GIVEN INSTRUCTION: Copy each line of the records that holds the string "styles".

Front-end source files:
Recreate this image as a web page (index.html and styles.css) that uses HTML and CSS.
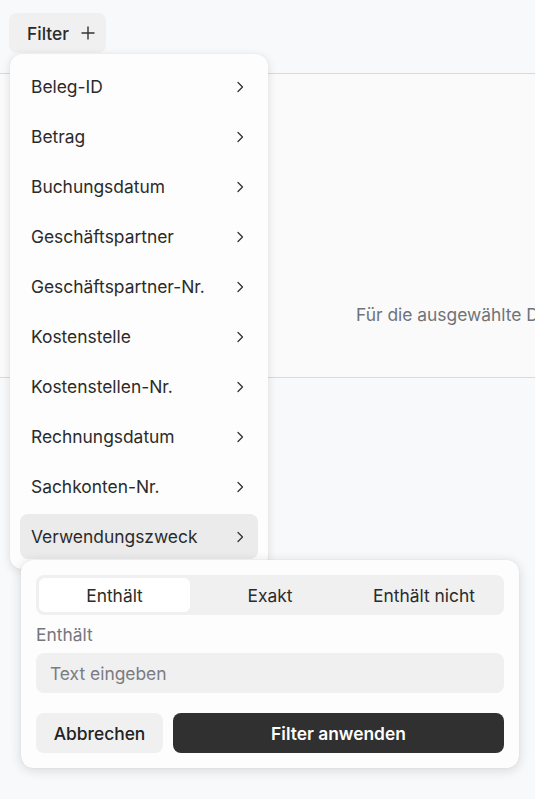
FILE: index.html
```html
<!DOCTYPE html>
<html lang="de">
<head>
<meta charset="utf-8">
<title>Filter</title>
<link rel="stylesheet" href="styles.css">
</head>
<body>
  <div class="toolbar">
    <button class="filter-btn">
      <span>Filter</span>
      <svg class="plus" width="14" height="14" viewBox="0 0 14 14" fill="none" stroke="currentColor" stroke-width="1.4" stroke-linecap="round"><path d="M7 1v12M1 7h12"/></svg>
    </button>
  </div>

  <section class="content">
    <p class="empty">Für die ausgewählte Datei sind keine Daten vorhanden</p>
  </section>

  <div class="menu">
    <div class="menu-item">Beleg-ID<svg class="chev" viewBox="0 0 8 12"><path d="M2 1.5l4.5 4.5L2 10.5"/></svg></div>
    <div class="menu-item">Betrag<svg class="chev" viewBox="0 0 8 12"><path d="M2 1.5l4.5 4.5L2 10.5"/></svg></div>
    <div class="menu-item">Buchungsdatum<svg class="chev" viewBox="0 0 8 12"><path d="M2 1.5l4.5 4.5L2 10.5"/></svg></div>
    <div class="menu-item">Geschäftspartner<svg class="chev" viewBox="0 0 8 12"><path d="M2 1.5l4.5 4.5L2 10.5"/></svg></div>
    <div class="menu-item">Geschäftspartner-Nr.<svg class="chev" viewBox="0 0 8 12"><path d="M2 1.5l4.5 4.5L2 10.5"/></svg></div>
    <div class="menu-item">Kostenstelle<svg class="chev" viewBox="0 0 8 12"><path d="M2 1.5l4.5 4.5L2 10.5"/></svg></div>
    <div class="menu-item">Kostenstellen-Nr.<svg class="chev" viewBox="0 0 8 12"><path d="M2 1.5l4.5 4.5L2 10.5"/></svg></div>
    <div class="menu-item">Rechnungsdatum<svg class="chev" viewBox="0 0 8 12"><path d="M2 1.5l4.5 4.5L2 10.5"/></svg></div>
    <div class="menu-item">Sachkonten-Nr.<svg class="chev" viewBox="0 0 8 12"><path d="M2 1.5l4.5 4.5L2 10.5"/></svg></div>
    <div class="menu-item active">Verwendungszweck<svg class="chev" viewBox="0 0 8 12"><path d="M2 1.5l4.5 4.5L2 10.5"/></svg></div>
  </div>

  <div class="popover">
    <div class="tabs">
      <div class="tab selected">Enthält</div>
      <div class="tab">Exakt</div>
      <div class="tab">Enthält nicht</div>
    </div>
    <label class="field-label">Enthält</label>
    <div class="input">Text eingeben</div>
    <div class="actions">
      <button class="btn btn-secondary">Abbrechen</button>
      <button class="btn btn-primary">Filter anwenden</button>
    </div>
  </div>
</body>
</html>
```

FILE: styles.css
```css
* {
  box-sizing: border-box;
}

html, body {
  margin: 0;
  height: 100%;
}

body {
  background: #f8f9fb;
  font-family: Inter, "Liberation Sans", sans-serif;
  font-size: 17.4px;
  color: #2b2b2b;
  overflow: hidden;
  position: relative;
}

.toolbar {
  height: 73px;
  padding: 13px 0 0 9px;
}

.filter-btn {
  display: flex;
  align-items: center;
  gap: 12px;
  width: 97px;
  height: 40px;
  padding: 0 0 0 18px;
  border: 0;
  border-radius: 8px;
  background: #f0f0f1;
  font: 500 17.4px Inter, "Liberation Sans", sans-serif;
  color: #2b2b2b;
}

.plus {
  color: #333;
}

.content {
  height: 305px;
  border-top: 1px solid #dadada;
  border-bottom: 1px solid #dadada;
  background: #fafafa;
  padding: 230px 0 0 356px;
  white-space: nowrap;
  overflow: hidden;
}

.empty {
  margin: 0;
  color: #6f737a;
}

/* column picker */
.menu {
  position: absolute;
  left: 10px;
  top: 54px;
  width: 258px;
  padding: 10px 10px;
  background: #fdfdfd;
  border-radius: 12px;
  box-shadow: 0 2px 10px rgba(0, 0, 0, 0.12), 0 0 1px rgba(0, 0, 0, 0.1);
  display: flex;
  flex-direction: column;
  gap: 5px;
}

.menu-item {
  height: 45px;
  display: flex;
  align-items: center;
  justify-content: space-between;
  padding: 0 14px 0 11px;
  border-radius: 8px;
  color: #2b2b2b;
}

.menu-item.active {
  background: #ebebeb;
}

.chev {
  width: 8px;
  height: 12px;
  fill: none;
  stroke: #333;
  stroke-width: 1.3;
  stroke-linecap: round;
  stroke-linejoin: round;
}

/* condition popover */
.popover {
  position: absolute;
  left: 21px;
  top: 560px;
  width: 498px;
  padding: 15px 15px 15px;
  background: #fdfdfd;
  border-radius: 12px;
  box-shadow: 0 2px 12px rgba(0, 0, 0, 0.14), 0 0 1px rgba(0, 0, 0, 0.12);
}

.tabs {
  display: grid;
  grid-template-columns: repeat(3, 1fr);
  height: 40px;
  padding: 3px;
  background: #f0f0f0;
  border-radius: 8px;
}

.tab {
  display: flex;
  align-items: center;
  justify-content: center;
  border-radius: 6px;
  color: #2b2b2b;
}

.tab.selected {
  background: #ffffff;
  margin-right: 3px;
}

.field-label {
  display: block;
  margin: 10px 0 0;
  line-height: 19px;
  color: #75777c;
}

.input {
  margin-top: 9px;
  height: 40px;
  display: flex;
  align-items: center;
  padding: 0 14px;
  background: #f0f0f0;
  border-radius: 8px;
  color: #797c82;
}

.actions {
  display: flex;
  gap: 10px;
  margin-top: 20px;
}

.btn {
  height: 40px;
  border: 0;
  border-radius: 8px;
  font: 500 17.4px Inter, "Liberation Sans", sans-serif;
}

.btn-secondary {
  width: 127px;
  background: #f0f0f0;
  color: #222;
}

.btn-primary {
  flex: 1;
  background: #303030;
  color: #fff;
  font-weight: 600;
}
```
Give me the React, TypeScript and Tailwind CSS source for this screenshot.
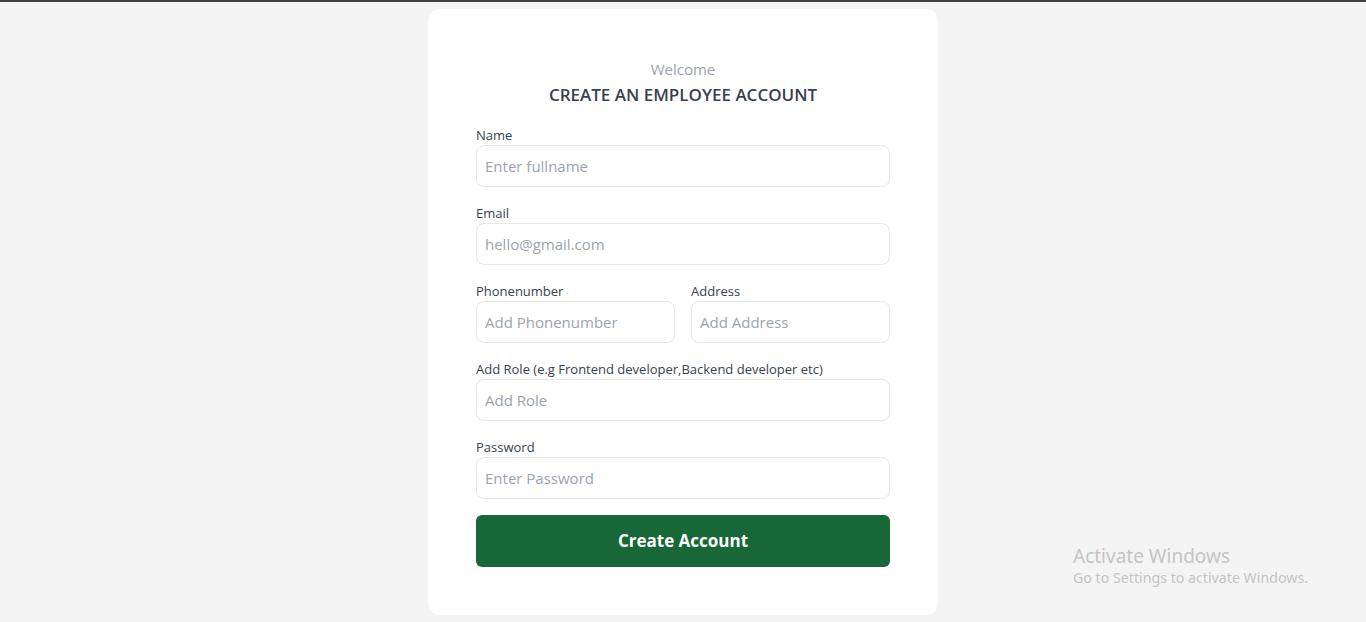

TASK ANSWER:
Recreate this image as a web page (index.html and styles.css) that uses HTML and CSS.
<link rel="stylesheet" href="styles.css">
FILE: styles.css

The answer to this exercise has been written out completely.